*What the task asks*
Using the listing below, please gather every line containing the word "components".

*Raw data*
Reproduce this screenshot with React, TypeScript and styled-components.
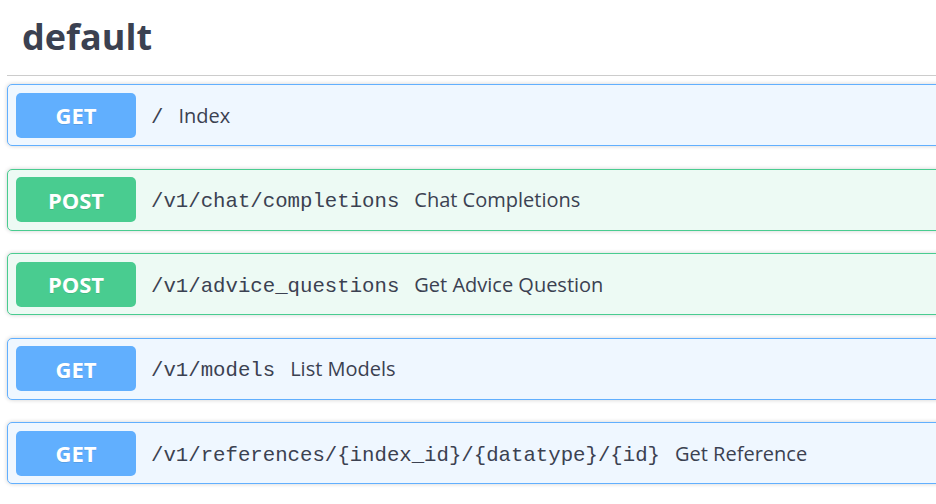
import styled, { createGlobalStyle } from "styled-components";

const GlobalStyle = createGlobalStyle`
    body {
        margin: 0;
        background: #ffffff;
        font-family: "Open Sans", "Noto Sans", sans-serif;
        color: #3b4151;
        overflow: hidden;
    }
`;

const Page = styled.div`
    padding: 0 0 0 7px;
    width: 960px;
`;

const TagHeading = styled.h3`
    margin: 0 0 8px;
    padding: 12px 0 13px 15px;
    font-size: 36px;
    font-weight: 700;
    line-height: 50px;
    color: #3b4151;
    border-bottom: 1px solid #cccccc;
`;

const methodColors: Record<string, { main: string; bg: string }> = {
    GET: { main: "#61affe", bg: "#eff7ff" },
    POST: { main: "#49cc90", bg: "#edfaf4" },
};

const Block = styled.div<{ $method: string }>`
    display: flex;
    align-items: center;
    height: 62px;
    box-sizing: border-box;
    margin-bottom: 22.5px;
    padding: 0 8px;
    border: 1px solid ${(p) => methodColors[p.$method].main};
    border-radius: 5px;
    background: ${(p) => methodColors[p.$method].bg};
    box-shadow: 0 0 4px rgba(0, 0, 0, 0.19);
`;

const Method = styled.span<{ $method: string }>`
    display: flex;
    align-items: center;
    justify-content: center;
    width: 120px;
    height: 45px;
    border-radius: 5px;
    background: ${(p) => methodColors[p.$method].main};
    color: #ffffff;
    font-size: 22px;
    font-weight: 700;
    text-shadow: 0 1px 0 rgba(0, 0, 0, 0.1);
`;

const Path = styled.span`
    padding: 4px 15px 0;
    font-family: "Liberation Mono", "Courier New", monospace;
    font-size: 20.7px;
    color: #3b4151;
`;

const Description = styled.span`
    font-size: 20px;
    color: #3b4151;
`;

const endpoints = [
    { method: "GET", path: "/", summary: "Index" },
    { method: "POST", path: "/v1/chat/completions", summary: "Chat Completions" },
    { method: "POST", path: "/v1/advice_questions", summary: "Get Advice Question" },
    { method: "GET", path: "/v1/models", summary: "List Models" },
    { method: "GET", path: "/v1/references/{index_id}/{datatype}/{id}", summary: "Get Reference" },
];

const App = () => {
    return (
        <Page>
            <GlobalStyle />
            <TagHeading>default</TagHeading>
            {endpoints.map((e) => (
                <Block key={e.path} $method={e.method}>
                    <Method $method={e.method}>{e.method}</Method>
                    <Path>{e.path}</Path>
                    <Description>{e.summary}</Description>
                </Block>
            ))}
        </Page>
    );
};

export default App;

*Exercise output*
Reproduce this screenshot with React, TypeScript and styled-components.
import styled, { createGlobalStyle } from "styled-components";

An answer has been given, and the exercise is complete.